Author: Martha Stewart

Having helped her readers to enjoy to the fullest their kitchens, homes, and friends, Martha Stewart now goes outdoors to teach them about creating and managing a garden that is both beautiful and bountiful. Martha Stewart's Gardening is the perfect book for longtime gardeners, new gardeners—and everyone looking for a thoughtful and useful gift. Illustrations.

Publishers Weekly

There's no doubt about it: Stewart ( Weddings ), from all appearances, has lushly productive gardens. With the help of Zeschin, an award-winning magazine photographer, she has produced an equally lush book. It's lovely to look at, but it isn't going to teach gardeners--novice or experienced--anything new or fill their minds with information they couldn't get more easily (and less expensively) in extant volumes. Chapters treat the months of the year consecutively and tell us what to do, horticulturally, with them: February, for example, is a good time to prune fruit trees, while December is best spent doting on houseplants and holiday preparations. Interspersed throughout are directions for drying flowers, gilding pumpkins, painting urns and then some; the book authentically reflects the author's wide-ranging domestic interests.
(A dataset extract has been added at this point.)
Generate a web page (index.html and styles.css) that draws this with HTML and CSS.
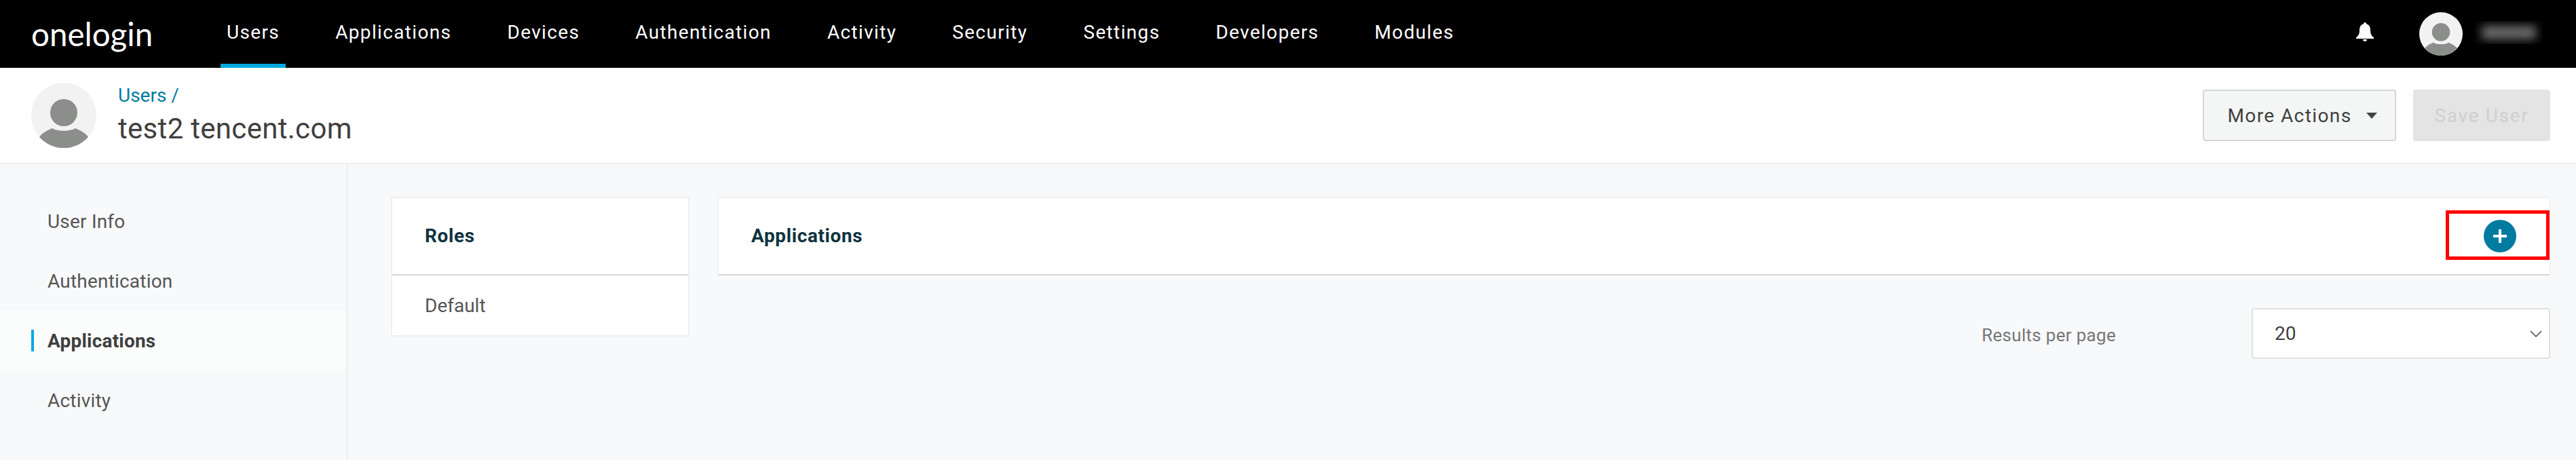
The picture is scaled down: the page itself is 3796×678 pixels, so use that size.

Considering all the acreage, and the hours, represented by the fruits of her labor, Stewart's assiduously picturesque tome may leave readers rather breathless. 250,000 first printing; ad/promo; Better Homes and Gardens main , BOMC HomeStyle alternate; author tour; (Nov.)

Library Journal

This is the ultimate garden journal and, as typical of its kind, is intensely personal. It illustrates the gardening year on Stewart's six acres at Westport, Connecticut, and is filled with photographs of Stewart pruning, raking, digging, transplanting, as well as recipes and monthly lists. Some information is probably found nowhere else (how to antique a cement planter, how to gild a pumpkin); however, the cultural information will be duplicated in any basic gardening guide. The main interest is in Zeschin's photographs; Stewart's strong visual sense shows on every page, whether of a sweep of perennial border or a shelf of empty vases in the workshop. Buy where interest in the Stewart lifestyle is high and budgets are deep. Previewed in Prepub Alert, LJ 7/91.-- Molly Newling, Piscataway P.L., N.J.

Booknews

Another slick product put together by the corporate entity which masquerades behind the persona of Martha Stewart--cook, hostess, and gardener nonpareil. Annotation c. Book News, Inc., Portland, OR (booknews.com)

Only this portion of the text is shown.